Durante largas horas, Pedro Sánchez y otras altas autoridades mantuvieron todas las hipótesis abiertas sobre lo que ocasionó el inédito suceso. En rigor, la duda aun recorre como un fantasma toda España. No se descarta una falla, pero tampoco puede descartarse un sabotaje. ¿Qué tipo de sabotaje puede generar un apagón de esa magnitud? Detrás de esa pregunta se agazapa una palabra compuesta que aterroriza: ciberataque.
De haber sido eso, sería el primero contra un país y sus habitantes. Hasta aquí, la casi totalidad de los casos se daban contra empresas, o bien para robar información o bien para exponer, cambiar o destruir datos sensibles. Pero hay un antecedente de ciberataque de un país a otro país. En enero del 2010, un millar de centrifugadoras que enriquecían uranio en la central nuclear iraní de Natanz, empezaron a fallar misteriosamente.
Alguien había conectado una memoria USB a una computadora. El gusano penetró en el sistema informático de la planta nuclear y tomó el control del 20% de las máquinas que giran a alta velocidad para separar los componentes, y las condujo a la autodestrucción, retrasando en varios años al programa atómico de la República Islámica.
Al gusano cibernético lo bautizaron Stuxnet y, por la sofisticación tecnológica empleada y por el blanco del ataque, todas las sospechas apuntaron a Israel.
Lo que aún no ocurrió en la realidad es un ciberataque contra una ciudad o un país. Una idea de las gravísimas consecuencias que puede tener en una sociedad, fue planteada en la ficción.
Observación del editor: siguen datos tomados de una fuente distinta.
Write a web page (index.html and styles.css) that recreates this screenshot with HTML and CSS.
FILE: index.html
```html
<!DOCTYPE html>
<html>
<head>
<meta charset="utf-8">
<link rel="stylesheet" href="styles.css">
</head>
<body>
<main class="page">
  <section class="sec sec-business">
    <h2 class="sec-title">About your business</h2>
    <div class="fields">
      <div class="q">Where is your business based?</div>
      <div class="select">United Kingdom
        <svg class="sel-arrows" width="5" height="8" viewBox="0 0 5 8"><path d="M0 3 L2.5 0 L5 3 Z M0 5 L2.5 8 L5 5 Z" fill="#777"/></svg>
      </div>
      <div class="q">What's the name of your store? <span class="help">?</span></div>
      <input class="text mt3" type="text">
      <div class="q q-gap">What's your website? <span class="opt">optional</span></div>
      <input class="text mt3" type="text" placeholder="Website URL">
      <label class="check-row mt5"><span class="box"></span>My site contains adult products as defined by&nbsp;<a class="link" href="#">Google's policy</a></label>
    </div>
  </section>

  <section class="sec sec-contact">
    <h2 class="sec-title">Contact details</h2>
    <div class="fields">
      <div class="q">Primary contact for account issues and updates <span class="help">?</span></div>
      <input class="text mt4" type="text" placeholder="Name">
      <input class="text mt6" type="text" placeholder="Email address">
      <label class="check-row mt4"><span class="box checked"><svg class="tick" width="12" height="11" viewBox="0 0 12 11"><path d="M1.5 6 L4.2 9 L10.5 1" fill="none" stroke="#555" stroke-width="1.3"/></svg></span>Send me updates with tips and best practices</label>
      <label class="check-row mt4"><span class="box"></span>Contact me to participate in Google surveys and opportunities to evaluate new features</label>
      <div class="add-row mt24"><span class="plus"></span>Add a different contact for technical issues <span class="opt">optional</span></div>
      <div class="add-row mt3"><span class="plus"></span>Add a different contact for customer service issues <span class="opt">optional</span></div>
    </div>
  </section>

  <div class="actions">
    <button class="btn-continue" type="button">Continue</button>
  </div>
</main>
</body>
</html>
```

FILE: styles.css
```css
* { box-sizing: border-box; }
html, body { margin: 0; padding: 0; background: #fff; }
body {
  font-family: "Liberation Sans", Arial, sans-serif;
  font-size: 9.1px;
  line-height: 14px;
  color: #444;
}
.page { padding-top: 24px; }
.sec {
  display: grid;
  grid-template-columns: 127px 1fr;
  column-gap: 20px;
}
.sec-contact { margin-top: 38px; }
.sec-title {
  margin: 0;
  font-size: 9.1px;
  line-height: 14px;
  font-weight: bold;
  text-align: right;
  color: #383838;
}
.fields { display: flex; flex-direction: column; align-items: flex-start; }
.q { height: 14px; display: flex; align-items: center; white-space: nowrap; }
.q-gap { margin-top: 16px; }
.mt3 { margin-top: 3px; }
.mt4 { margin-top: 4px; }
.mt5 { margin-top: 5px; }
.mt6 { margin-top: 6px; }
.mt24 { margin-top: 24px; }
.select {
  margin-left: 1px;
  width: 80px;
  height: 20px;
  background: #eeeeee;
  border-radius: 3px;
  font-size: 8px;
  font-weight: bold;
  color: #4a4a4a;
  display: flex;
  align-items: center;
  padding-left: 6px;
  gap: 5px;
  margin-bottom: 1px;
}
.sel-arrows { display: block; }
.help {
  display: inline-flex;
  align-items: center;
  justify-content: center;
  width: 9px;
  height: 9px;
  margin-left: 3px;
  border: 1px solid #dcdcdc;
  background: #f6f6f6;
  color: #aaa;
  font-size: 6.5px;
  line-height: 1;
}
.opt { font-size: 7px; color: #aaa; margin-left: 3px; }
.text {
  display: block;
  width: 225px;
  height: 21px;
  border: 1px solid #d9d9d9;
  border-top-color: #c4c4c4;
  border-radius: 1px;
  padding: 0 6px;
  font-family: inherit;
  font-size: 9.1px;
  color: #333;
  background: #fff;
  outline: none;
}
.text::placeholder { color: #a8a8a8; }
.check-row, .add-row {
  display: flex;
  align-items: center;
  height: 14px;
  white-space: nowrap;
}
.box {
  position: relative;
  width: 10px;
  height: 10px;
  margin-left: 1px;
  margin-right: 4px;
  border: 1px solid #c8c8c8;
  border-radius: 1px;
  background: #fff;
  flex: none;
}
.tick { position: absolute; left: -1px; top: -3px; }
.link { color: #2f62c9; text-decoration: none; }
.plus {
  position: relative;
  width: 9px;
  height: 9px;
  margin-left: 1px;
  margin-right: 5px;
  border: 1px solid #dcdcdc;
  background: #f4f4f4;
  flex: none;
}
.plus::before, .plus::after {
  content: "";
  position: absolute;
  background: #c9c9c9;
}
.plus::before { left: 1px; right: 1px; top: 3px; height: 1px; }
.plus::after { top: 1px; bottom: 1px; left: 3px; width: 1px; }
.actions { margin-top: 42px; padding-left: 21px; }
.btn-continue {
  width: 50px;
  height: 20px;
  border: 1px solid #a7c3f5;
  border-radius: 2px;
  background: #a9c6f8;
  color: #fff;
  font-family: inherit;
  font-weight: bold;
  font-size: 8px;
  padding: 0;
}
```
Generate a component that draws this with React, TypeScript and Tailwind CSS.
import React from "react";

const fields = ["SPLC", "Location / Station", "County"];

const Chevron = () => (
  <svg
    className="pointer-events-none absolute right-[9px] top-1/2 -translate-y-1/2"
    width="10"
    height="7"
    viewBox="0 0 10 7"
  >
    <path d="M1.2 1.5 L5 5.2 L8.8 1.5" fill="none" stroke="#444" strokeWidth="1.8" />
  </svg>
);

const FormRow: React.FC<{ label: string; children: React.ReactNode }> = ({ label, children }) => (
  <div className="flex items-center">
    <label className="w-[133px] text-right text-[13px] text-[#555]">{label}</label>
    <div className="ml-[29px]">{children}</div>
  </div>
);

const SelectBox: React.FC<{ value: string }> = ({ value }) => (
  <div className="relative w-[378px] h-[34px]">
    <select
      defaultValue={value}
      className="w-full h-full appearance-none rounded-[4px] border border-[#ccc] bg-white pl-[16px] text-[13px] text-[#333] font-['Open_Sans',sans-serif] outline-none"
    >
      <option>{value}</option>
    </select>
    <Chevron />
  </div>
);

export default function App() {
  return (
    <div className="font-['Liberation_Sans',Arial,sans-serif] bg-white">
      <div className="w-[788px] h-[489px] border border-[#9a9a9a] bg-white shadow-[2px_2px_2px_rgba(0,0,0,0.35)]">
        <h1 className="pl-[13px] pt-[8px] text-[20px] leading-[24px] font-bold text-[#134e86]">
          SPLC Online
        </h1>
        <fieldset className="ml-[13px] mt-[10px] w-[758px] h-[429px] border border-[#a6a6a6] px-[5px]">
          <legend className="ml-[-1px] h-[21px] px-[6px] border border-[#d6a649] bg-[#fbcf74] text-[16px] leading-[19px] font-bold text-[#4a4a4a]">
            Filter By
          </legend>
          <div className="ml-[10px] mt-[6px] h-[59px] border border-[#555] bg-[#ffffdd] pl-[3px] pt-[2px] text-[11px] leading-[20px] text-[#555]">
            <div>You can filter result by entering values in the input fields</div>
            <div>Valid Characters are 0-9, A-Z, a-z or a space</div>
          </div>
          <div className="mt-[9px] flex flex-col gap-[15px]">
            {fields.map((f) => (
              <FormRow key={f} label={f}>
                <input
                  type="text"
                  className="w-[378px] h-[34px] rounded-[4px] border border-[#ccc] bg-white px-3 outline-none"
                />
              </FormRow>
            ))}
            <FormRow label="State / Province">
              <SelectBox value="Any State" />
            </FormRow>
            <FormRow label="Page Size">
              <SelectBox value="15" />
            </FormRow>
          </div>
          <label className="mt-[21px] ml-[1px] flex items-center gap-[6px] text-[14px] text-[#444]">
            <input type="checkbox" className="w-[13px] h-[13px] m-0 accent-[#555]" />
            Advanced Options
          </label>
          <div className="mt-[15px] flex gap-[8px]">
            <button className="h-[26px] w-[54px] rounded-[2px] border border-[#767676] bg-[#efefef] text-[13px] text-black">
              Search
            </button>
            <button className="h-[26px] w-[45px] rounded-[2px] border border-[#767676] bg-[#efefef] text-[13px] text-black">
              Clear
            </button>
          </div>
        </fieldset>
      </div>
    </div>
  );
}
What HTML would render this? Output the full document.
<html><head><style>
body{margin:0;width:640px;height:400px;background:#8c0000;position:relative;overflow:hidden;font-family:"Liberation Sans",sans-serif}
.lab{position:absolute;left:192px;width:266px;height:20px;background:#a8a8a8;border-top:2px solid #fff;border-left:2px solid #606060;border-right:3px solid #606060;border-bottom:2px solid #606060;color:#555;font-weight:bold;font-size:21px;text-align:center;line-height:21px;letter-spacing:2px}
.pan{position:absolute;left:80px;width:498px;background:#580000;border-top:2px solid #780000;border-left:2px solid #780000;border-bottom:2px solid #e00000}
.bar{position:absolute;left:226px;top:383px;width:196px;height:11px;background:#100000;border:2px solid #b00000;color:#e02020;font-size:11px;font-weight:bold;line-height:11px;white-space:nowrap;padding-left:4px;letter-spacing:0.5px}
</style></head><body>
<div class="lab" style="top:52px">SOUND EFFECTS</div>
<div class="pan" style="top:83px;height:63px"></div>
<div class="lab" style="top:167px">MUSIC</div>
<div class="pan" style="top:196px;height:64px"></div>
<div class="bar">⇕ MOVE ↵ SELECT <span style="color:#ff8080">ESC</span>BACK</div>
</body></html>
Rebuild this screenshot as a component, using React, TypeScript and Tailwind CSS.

La serie Día Cero, protagonizada por Robert De Niro, retrata el caos generalizado que puede provocar un ciberataque masivo ejecutado por una conspiración interna.
Ahora hubo una primera postal de lo que podría ocurrir en la realidad cuando pasa lo que mostró la ficción de Netflix. Y el ejemplo español dejó como saldo algunas muertes, pérdidas millonarias y una sensación de pánico recorriendo la sociedad por la incertidumbre sobre lo que estaba sucediendo.
También expuso actitudes miserables, como los esfuerzos hasta absurdos de líderes del PP como Isabel Díaz Ayuso y Alberto Núñez Feijóo, así como también el líder ultraderechista Santiago Abascal, para convertir el suceso en un cadalso político donde ejecutar al gobierno centroizquierdista que encabeza el PSOE.
El caótico lunes dejó una idea de lo que puede suceder si se produce un ciberataque contra un país entero o alguna de sus grandes urbes, aunque no hay certeza de que haya sido un ataque cibernético ni se descarta una falla técnica.
La posibilidad de que la causa del apagón pueda ser simplemente técnica, aunque menos inquietante, no llega a resultar tranquilizador.